Fans of le Carre’s fiction will use this as a code book where they will match up characters from “Tinker, Tailor, Soldier, Spy,” ‘’The Little Drummer Girl” and other titles to the real people who inspired them.

The title “The Pigeon Tunnel” comes from a much earlier memory however.  His conman father (the inspiration for le Carre’s autobiographical novel, “A Perfect Spy”) has taken him on a gambling spree in Monte Carlo.  At a sporting club, the teenager David sees “well-lunched sporting gentlemen” shooting pigeons.  He learns the surviving birds fly back to their home on the casino roof where they are doomed to be trapped in the tunnels that lead them again into shotgun fire.
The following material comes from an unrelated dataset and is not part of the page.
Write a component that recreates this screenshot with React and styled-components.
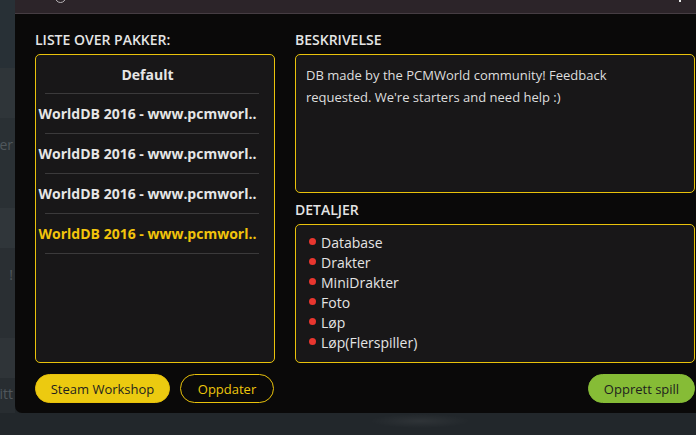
import React from 'react';
import styled, { createGlobalStyle } from 'styled-components';

const Global = createGlobalStyle`
  html, body { margin: 0; padding: 0; background: #22272b; }
  body { width: 696px; height: 435px; overflow: hidden; font-family: "Open Sans", "Noto Sans", sans-serif; }
  * { box-sizing: border-box; }
`;

const Page = styled.div`
  position: relative;
  width: 696px;
  height: 435px;
  overflow: hidden;
  background: radial-gradient(ellipse 50px 7px at 420px 421px, rgba(255,255,255,0.06), transparent), #22272b;
`;

const Backdrop = styled.div`
  display: flex;
  flex-direction: column;
  width: 15px;
`;

const BackRow = styled.div`
  height: ${p => p.$h}px;
  background: ${p => p.$bg};
  padding-top: ${p => p.$pt || 0}px;
  padding-right: 2px;
  display: flex;
  align-items: flex-start;
  justify-content: flex-end;
  white-space: nowrap;
  color: #50575c;
  font-size: 14px;
  line-height: 20px;
`;

const Dialog = styled.div`
  position: absolute;
  left: 15px;
  top: 0;
  width: 705px;
  height: 413px;
  background: #0a0909;
  border-bottom-left-radius: 7px;
  overflow: hidden;
  display: flex;
  flex-direction: column;
`;

const TitleBar = styled.div`
  height: 14px;
  flex-shrink: 0;
  background: #2c2429;
  border-bottom: 1px solid #463d43;
  display: flex;
  align-items: flex-end;
  padding-left: 40px;
  overflow: hidden;
`;

const Ring = styled.div`
  width: 11px;
  height: 11px;
  border: 1.5px solid #b9b5b8;
  border-radius: 50%;
  margin-bottom: 10px;
  flex-shrink: 0;
`;

const Dot = styled.div`
  width: 2px;
  height: 2px;
  background: #e8e8e8;
  align-self: flex-start;
  margin-left: auto;
  margin-right: 39px;
`;

const Body = styled.div`
  display: grid;
  grid-template-columns: 240px 400px;
  column-gap: 20px;
  padding: 16px 20px 10px 20px;
`;

const Column = styled.div`
  display: flex;
  flex-direction: column;
`;

const Label = styled.div`
  font-size: 14px;
  font-weight: 600;
  line-height: 20px;
  color: #e4e4e4;
  margin-top: ${p => p.$mt || 0}px;
  margin-bottom: 4px;
`;

const Box = styled.div`
  height: ${p => p.$h}px;
  border: 1px solid #e9c20b;
  border-radius: 5px;
  background: #181718;
`;

const ListBox = styled(Box)`
  padding-right: 15px;
  display: flex;
  flex-direction: column;
`;

const ListItem = styled.div`
  height: 39px;
  display: flex;
  align-items: center;
  justify-content: center;
  white-space: nowrap;
  font-size: 14px;
  font-weight: 700;
  color: ${p => (p.$selected ? '#f2c40c' : '#e6e6e6')};
  &:first-child { height: 38px; }
`;

const Divider = styled.div`
  height: 1px;
  background: #3b3a3b;
  margin-left: 9px;
`;

const DescBox = styled(Box)`
  padding: 9px 10px;
  font-size: 13px;
  line-height: 22px;
  color: #dedede;
`;

const DetailBox = styled(Box)`
  padding: 7px 13px;
`;

const DetailRow = styled.div`
  display: flex;
  align-items: center;
  height: 20px;
  font-size: 14px;
  color: #e4e4e4;
`;

const Bullet = styled.span`
  width: 7px;
  height: 7px;
  border-radius: 50%;
  background: #e8362f;
  margin-right: 5px;
  flex-shrink: 0;
  position: relative;
  top: -1px;
`;

const ButtonRow = styled.div`
  display: flex;
  gap: 10px;
  margin-top: 11px;
  justify-content: ${p => (p.$end ? 'flex-end' : 'flex-start')};
`;

const Button = styled.button`
  width: ${p => p.$w}px;
  height: 29px;
  border-radius: 15px;
  font-family: inherit;
  font-size: 13px;
  padding: 0;
  cursor: pointer;
  border: 1px solid ${p => (p.$variant === 'green' ? '#86bc36' : '#e9c20b')};
  background: ${p => (p.$variant === 'yellow' ? '#ecca10' : p.$variant === 'green' ? '#86bc36' : 'transparent')};
  color: ${p => (p.$variant === 'outline' ? '#eec60c' : '#1e1e1e')};
`;

const backRows = [
  { h: 68, bg: '#283036' },
  { h: 50, bg: '#2f3539' },
  { h: 90, bg: '#2a3034', t: 'er', pt: 135 - 118 },
  { h: 40, bg: '#30363a' },
  { h: 90, bg: '#2a2f33', t: '!', pt: 17 },
  { h: 40, bg: '#2f3438' },
  { h: 35, bg: '#282d31', t: 'ritt', pt: 6 },
];

const items = [
  'WorldDB 2016 - www.pcmworl..',
  'WorldDB 2016 - www.pcmworl..',
  'WorldDB 2016 - www.pcmworl..',
  'WorldDB 2016 - www.pcmworl..',
];

const details = ['Database', 'Drakter', 'MiniDrakter', 'Foto', 'Løp', 'Løp(Flerspiller)'];

export default function App() {
  return (
    <Page>
      <Global />
      <Backdrop>
        {backRows.map((r, i) => (
          <BackRow key={i} $h={r.h} $bg={r.bg} $pt={r.pt}>{r.t || ''}</BackRow>
        ))}
      </Backdrop>
      <Dialog>
        <TitleBar>
          <Ring />
          <Dot />
        </TitleBar>
        <Body>
          <Column>
            <Label>LISTE OVER PAKKER:</Label>
            <ListBox $h={309}>
              <ListItem>Default</ListItem>
              <Divider />
              {items.map((t, i) => (
                <React.Fragment key={i}>
                  <ListItem $selected={i === 3}>{t}</ListItem>
                  <Divider />
                </React.Fragment>
              ))}
            </ListBox>
            <ButtonRow>
              <Button $variant="yellow" $w={135}>Steam Workshop</Button>
              <Button $variant="outline" $w={94}>Oppdater</Button>
            </ButtonRow>
          </Column>
          <Column>
            <Label>BESKRIVELSE</Label>
            <DescBox $h={139}>
              DB made by the PCMWorld community! Feedback
              <br />
              requested. We're starters and need help :)
            </DescBox>
            <Label $mt={7}>DETALJER</Label>
            <DetailBox $h={139}>
              {details.map(d => (
                <DetailRow key={d}>
                  <Bullet />
                  {d}
                </DetailRow>
              ))}
            </DetailBox>
            <ButtonRow $end>
              <Button $variant="green" $w={107}>Opprett spill</Button>
            </ButtonRow>
          </Column>
        </Body>
      </Dialog>
    </Page>
  );
}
It’s a troubling image.  Does it haunt him into his 80s because he’s trapped by his own inherited nature?  His father, Ronnie, looms, at last fully formed, in “Son of the Author’s Father,” a chapter saved for late in the book.  Roguish Ronnie cheats, lies, runs cons, sends others to prison for his crimes, beds women, goes to prison himself and still manages to send his sons to the best schools.  Later in life, Ronnie takes advantage of his son’s fame whenever he can.

In these pages, Cornwell becomes one of his most fascinating characters — the son who learns to dissemble at his father’s knee, joins the British intelligence service and rounds out his life creating false worlds as a novelist.

“Sometimes I walk round him, sometimes he’s the mountain I still have to climb,” he writes of Ronnie.  We listen and nod, sipping with pleasure, intoxicated by his words.